** Start **

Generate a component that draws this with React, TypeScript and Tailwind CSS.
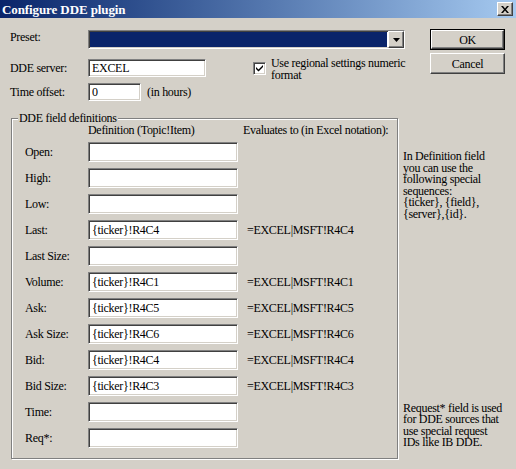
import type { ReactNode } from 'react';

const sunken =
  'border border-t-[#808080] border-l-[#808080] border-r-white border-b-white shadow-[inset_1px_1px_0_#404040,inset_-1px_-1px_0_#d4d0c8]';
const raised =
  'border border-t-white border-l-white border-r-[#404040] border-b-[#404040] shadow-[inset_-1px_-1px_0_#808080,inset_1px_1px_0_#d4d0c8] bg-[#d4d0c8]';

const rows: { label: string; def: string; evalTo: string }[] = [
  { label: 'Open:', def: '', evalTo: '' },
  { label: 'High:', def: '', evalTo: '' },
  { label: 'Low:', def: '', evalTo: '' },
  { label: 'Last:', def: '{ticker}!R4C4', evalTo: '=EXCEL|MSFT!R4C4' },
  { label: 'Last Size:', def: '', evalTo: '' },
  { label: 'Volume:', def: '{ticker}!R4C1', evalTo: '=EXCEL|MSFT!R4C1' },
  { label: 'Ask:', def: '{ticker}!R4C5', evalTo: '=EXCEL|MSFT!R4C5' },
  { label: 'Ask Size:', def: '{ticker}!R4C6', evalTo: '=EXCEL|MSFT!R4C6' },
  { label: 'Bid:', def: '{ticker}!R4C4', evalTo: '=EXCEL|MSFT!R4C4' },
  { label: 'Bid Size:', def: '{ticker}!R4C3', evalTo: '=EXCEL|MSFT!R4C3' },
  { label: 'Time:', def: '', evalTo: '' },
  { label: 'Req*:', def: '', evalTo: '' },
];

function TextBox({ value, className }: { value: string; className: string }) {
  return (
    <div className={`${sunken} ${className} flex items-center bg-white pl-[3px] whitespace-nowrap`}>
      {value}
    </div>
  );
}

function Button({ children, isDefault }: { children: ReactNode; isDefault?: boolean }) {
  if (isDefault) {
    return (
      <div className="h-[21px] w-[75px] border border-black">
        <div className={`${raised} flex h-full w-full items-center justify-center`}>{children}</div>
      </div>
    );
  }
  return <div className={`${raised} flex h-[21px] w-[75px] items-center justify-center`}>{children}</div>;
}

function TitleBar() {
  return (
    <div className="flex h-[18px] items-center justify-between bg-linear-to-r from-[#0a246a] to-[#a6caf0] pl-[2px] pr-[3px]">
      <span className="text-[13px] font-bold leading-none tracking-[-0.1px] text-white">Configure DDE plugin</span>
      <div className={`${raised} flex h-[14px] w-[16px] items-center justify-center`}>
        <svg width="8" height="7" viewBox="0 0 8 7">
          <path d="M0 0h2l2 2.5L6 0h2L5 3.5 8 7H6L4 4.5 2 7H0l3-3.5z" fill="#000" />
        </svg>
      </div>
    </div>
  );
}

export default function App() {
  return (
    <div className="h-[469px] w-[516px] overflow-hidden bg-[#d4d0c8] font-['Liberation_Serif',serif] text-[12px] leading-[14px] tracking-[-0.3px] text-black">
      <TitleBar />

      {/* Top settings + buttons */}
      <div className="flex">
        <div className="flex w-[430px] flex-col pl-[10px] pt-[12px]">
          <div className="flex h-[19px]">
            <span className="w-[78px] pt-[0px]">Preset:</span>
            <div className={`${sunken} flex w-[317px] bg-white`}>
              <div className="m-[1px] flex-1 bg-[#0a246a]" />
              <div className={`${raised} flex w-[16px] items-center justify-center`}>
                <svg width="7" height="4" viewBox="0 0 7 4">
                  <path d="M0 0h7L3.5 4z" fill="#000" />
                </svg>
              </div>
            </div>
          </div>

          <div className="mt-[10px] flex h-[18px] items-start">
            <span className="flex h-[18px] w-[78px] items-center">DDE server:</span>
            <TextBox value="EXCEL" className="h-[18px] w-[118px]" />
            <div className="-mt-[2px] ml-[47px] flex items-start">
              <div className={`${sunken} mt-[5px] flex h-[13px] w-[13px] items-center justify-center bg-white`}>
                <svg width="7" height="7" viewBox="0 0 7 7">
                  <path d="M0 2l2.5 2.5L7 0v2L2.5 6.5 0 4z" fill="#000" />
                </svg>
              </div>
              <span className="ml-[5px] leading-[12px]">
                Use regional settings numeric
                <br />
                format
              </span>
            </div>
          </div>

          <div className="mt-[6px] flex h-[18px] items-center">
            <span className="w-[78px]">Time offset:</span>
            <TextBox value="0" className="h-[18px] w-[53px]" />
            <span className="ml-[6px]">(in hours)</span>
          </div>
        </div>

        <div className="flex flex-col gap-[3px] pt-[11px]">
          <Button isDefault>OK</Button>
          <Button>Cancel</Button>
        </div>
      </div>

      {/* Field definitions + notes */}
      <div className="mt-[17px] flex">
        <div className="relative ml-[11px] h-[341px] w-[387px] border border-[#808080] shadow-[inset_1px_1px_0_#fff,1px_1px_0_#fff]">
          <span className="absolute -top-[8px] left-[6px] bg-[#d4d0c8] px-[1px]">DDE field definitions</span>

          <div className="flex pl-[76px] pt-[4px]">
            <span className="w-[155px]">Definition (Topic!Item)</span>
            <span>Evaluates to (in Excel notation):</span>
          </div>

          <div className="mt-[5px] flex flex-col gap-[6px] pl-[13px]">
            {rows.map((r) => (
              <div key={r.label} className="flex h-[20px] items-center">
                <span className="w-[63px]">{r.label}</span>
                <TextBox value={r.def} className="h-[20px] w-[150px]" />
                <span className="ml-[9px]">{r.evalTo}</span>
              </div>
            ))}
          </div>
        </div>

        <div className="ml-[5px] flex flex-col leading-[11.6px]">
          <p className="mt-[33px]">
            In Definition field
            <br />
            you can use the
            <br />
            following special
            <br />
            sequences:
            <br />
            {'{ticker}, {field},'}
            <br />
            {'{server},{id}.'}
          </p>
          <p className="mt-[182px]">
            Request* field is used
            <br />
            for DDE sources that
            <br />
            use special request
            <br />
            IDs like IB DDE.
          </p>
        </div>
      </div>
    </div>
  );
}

** End **

Problem details
Retype the listing exactly. Pictures do not belong in the copy.

Answer to this exercise
Generate a component that draws this with React, TypeScript and Tailwind CSS.
import type { ReactNode } from 'react';

const sunken =
  'border border-t-[#808080] border-l-[#808080] border-r-white border-b-white shadow-[inset_1px_1px_0_#404040,inset_-1px_-1px_0_#d4d0c8]';
const raised =
  'border border-t-white border-l-white border-r-[#404040] border-b-[#404040] shadow-[inset_-1px_-1px_0_#808080,inset_1px_1px_0_#d4d0c8] bg-[#d4d0c8]';

const rows: { label: string; def: string; evalTo: string }[] = [
  { label: 'Open:', def: '', evalTo: '' },
  { label: 'High:', def: '', evalTo: '' },
  { label: 'Low:', def: '', evalTo: '' },
  { label: 'Last:', def: '{ticker}!R4C4', evalTo: '=EXCEL|MSFT!R4C4' },
  { label: 'Last Size:', def: '', evalTo: '' },
  { label: 'Volume:', def: '{ticker}!R4C1', evalTo: '=EXCEL|MSFT!R4C1' },
  { label: 'Ask:', def: '{ticker}!R4C5', evalTo: '=EXCEL|MSFT!R4C5' },
  { label: 'Ask Size:', def: '{ticker}!R4C6', evalTo: '=EXCEL|MSFT!R4C6' },
  { label: 'Bid:', def: '{ticker}!R4C4', evalTo: '=EXCEL|MSFT!R4C4' },
  { label: 'Bid Size:', def: '{ticker}!R4C3', evalTo: '=EXCEL|MSFT!R4C3' },
  { label: 'Time:', def: '', evalTo: '' },
  { label: 'Req*:', def: '', evalTo: '' },
];

function TextBox({ value, className }: { value: string; className: string }) {
  return (
    <div className={`${sunken} ${className} flex items-center bg-white pl-[3px] whitespace-nowrap`}>
      {value}
    </div>
  );
}

function Button({ children, isDefault }: { children: ReactNode; isDefault?: boolean }) {
  if (isDefault) {
    return (
      <div className="h-[21px] w-[75px] border border-black">
        <div className={`${raised} flex h-full w-full items-center justify-center`}>{children}</div>
      </div>
    );
  }
  return <div className={`${raised} flex h-[21px] w-[75px] items-center justify-center`}>{children}</div>;
}

function TitleBar() {
  return (
    <div className="flex h-[18px] items-center justify-between bg-linear-to-r from-[#0a246a] to-[#a6caf0] pl-[2px] pr-[3px]">
      <span className="text-[13px] font-bold leading-none tracking-[-0.1px] text-white">Configure DDE plugin</span>
      <div className={`${raised} flex h-[14px] w-[16px] items-center justify-center`}>
        <svg width="8" height="7" viewBox="0 0 8 7">
          <path d="M0 0h2l2 2.5L6 0h2L5 3.5 8 7H6L4 4.5 2 7H0l3-3.5z" fill="#000" />
        </svg>
      </div>
    </div>
  );
}

export default function App() {
  return (
    <div className="h-[469px] w-[516px] overflow-hidden bg-[#d4d0c8] font-['Liberation_Serif',serif] text-[12px] leading-[14px] tracking-[-0.3px] text-black">
      <TitleBar />

      {/* Top settings + buttons */}
      <div className="flex">
        <div className="flex w-[430px] flex-col pl-[10px] pt-[12px]">
          <div className="flex h-[19px]">
            <span className="w-[78px] pt-[0px]">Preset:</span>
            <div className={`${sunken} flex w-[317px] bg-white`}>
              <div className="m-[1px] flex-1 bg-[#0a246a]" />
              <div className={`${raised} flex w-[16px] items-center justify-center`}>
                <svg width="7" height="4" viewBox="0 0 7 4">
                  <path d="M0 0h7L3.5 4z" fill="#000" />
                </svg>
              </div>
            </div>
          </div>

          <div className="mt-[10px] flex h-[18px] items-start">
            <span className="flex h-[18px] w-[78px] items-center">DDE server:</span>
            <TextBox value="EXCEL" className="h-[18px] w-[118px]" />
            <div className="-mt-[2px] ml-[47px] flex items-start">
              <div className={`${sunken} mt-[5px] flex h-[13px] w-[13px] items-center justify-center bg-white`}>
                <svg width="7" height="7" viewBox="0 0 7 7">
                  <path d="M0 2l2.5 2.5L7 0v2L2.5 6.5 0 4z" fill="#000" />
                </svg>
              </div>
              <span className="ml-[5px] leading-[12px]">
                Use regional settings numeric
                <br />
                format
              </span>
            </div>
          </div>

          <div className="mt-[6px] flex h-[18px] items-center">
            <span className="w-[78px]">Time offset:</span>
            <TextBox value="0" className="h-[18px] w-[53px]" />
            <span className="ml-[6px]">(in hours)</span>
          </div>
        </div>

        <div className="flex flex-col gap-[3px] pt-[11px]">
          <Button isDefault>OK</Button>
          <Button>Cancel</Button>
        </div>
      </div>

      {/* Field definitions + notes */}
      <div className="mt-[17px] flex">
        <div className="relative ml-[11px] h-[341px] w-[387px] border border-[#808080] shadow-[inset_1px_1px_0_#fff,1px_1px_0_#fff]">
          <span className="absolute -top-[8px] left-[6px] bg-[#d4d0c8] px-[1px]">DDE field definitions</span>

          <div className="flex pl-[76px] pt-[4px]">
            <span className="w-[155px]">Definition (Topic!Item)</span>
            <span>Evaluates to (in Excel notation):</span>
          </div>

          <div className="mt-[5px] flex flex-col gap-[6px] pl-[13px]">
            {rows.map((r) => (
              <div key={r.label} className="flex h-[20px] items-center">
                <span className="w-[63px]">{r.label}</span>
                <TextBox value={r.def} className="h-[20px] w-[150px]" />
                <span className="ml-[9px]">{r.evalTo}</span>
              </div>
            ))}
          </div>
        </div>

        <div className="ml-[5px] flex flex-col leading-[11.6px]">
          <p className="mt-[33px]">
            In Definition field
            <br />
            you can use the
            <br />
            following special
            <br />
            sequences:
            <br />
            {'{ticker}, {field},'}
            <br />
            {'{server},{id}.'}
          </p>
          <p className="mt-[182px]">
            Request* field is used
            <br />
            for DDE sources that
            <br />
            use special request
            <br />
            IDs like IB DDE.
          </p>
        </div>
      </div>
    </div>
  );
}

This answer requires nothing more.